→ **The request**
Omit all pictures, then retype the data exactly as given.

→ **Supplied material**
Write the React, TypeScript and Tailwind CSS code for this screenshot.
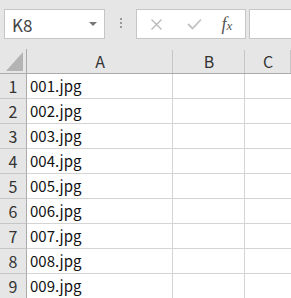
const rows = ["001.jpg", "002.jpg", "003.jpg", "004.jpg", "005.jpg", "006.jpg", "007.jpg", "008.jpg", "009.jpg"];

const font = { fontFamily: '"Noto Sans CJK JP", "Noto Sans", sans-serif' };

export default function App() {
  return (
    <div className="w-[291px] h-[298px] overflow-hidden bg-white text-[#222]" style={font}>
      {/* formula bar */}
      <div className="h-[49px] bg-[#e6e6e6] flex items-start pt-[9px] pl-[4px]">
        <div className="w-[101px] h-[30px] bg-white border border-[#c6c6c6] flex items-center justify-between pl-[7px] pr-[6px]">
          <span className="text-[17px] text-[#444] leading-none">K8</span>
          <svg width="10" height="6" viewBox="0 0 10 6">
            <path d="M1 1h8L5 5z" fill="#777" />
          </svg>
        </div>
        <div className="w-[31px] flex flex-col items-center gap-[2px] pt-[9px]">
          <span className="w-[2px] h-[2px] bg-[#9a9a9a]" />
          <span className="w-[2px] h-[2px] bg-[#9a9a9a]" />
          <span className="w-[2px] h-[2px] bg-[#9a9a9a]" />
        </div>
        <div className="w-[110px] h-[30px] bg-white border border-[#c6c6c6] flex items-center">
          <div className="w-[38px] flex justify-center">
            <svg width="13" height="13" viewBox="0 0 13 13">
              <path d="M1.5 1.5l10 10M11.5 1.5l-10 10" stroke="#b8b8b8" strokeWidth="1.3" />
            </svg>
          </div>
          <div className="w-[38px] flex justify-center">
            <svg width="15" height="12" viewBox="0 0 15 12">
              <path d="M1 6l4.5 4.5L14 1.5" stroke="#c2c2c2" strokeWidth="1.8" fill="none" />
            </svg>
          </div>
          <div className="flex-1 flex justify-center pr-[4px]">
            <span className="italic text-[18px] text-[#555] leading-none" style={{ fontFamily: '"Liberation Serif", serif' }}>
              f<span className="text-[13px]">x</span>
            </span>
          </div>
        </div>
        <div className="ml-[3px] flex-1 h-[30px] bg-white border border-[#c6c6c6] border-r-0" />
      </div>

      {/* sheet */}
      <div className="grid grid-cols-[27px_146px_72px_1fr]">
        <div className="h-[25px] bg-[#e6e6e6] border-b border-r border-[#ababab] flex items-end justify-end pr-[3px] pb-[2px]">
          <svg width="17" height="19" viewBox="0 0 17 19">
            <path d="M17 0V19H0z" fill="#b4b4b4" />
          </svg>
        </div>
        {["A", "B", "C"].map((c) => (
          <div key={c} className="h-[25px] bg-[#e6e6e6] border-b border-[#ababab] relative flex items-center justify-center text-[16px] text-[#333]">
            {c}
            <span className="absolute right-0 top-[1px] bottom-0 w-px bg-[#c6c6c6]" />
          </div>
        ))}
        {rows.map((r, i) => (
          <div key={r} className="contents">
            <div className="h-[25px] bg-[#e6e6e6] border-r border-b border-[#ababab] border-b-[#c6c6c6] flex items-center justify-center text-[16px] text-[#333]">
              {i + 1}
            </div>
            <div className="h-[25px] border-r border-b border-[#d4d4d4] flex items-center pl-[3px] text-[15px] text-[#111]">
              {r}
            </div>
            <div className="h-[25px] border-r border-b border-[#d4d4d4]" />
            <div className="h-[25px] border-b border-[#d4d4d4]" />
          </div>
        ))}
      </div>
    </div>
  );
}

→ **Answer in full**
Write the React, TypeScript and Tailwind CSS code for this screenshot.
const rows = ["001.jpg", "002.jpg", "003.jpg", "004.jpg", "005.jpg", "006.jpg", "007.jpg", "008.jpg", "009.jpg"];

const font = { fontFamily: '"Noto Sans CJK JP", "Noto Sans", sans-serif' };

export default function App() {
  return (
    <div className="w-[291px] h-[298px] overflow-hidden bg-white text-[#222]" style={font}>
      {/* formula bar */}
      <div className="h-[49px] bg-[#e6e6e6] flex items-start pt-[9px] pl-[4px]">
        <div className="w-[101px] h-[30px] bg-white border border-[#c6c6c6] flex items-center justify-between pl-[7px] pr-[6px]">
          <span className="text-[17px] text-[#444] leading-none">K8</span>
          <svg width="10" height="6" viewBox="0 0 10 6">
            <path d="M1 1h8L5 5z" fill="#777" />
          </svg>
        </div>
        <div className="w-[31px] flex flex-col items-center gap-[2px] pt-[9px]">
          <span className="w-[2px] h-[2px] bg-[#9a9a9a]" />
          <span className="w-[2px] h-[2px] bg-[#9a9a9a]" />
          <span className="w-[2px] h-[2px] bg-[#9a9a9a]" />
        </div>
        <div className="w-[110px] h-[30px] bg-white border border-[#c6c6c6] flex items-center">
          <div className="w-[38px] flex justify-center">
            <svg width="13" height="13" viewBox="0 0 13 13">
              <path d="M1.5 1.5l10 10M11.5 1.5l-10 10" stroke="#b8b8b8" strokeWidth="1.3" />
            </svg>
          </div>
          <div className="w-[38px] flex justify-center">
            <svg width="15" height="12" viewBox="0 0 15 12">
              <path d="M1 6l4.5 4.5L14 1.5" stroke="#c2c2c2" strokeWidth="1.8" fill="none" />
            </svg>
          </div>
          <div className="flex-1 flex justify-center pr-[4px]">
            <span className="italic text-[18px] text-[#555] leading-none" style={{ fontFamily: '"Liberation Serif", serif' }}>
              f<span className="text-[13px]">x</span>
            </span>
          </div>
        </div>
        <div className="ml-[3px] flex-1 h-[30px] bg-white border border-[#c6c6c6] border-r-0" />
      </div>

      {/* sheet */}
      <div className="grid grid-cols-[27px_146px_72px_1fr]">
        <div className="h-[25px] bg-[#e6e6e6] border-b border-r border-[#ababab] flex items-end justify-end pr-[3px] pb-[2px]">
          <svg width="17" height="19" viewBox="0 0 17 19">
            <path d="M17 0V19H0z" fill="#b4b4b4" />
          </svg>
        </div>
        {["A", "B", "C"].map((c) => (
          <div key={c} className="h-[25px] bg-[#e6e6e6] border-b border-[#ababab] relative flex items-center justify-center text-[16px] text-[#333]">
            {c}
            <span className="absolute right-0 top-[1px] bottom-0 w-px bg-[#c6c6c6]" />
          </div>
        ))}
        {rows.map((r, i) => (
          <div key={r} className="contents">
            <div className="h-[25px] bg-[#e6e6e6] border-r border-b border-[#ababab] border-b-[#c6c6c6] flex items-center justify-center text-[16px] text-[#333]">
              {i + 1}
            </div>
            <div className="h-[25px] border-r border-b border-[#d4d4d4] flex items-center pl-[3px] text-[15px] text-[#111]">
              {r}
            </div>
            <div className="h-[25px] border-r border-b border-[#d4d4d4]" />
            <div className="h-[25px] border-b border-[#d4d4d4]" />
          </div>
        ))}
      </div>
    </div>
  );
}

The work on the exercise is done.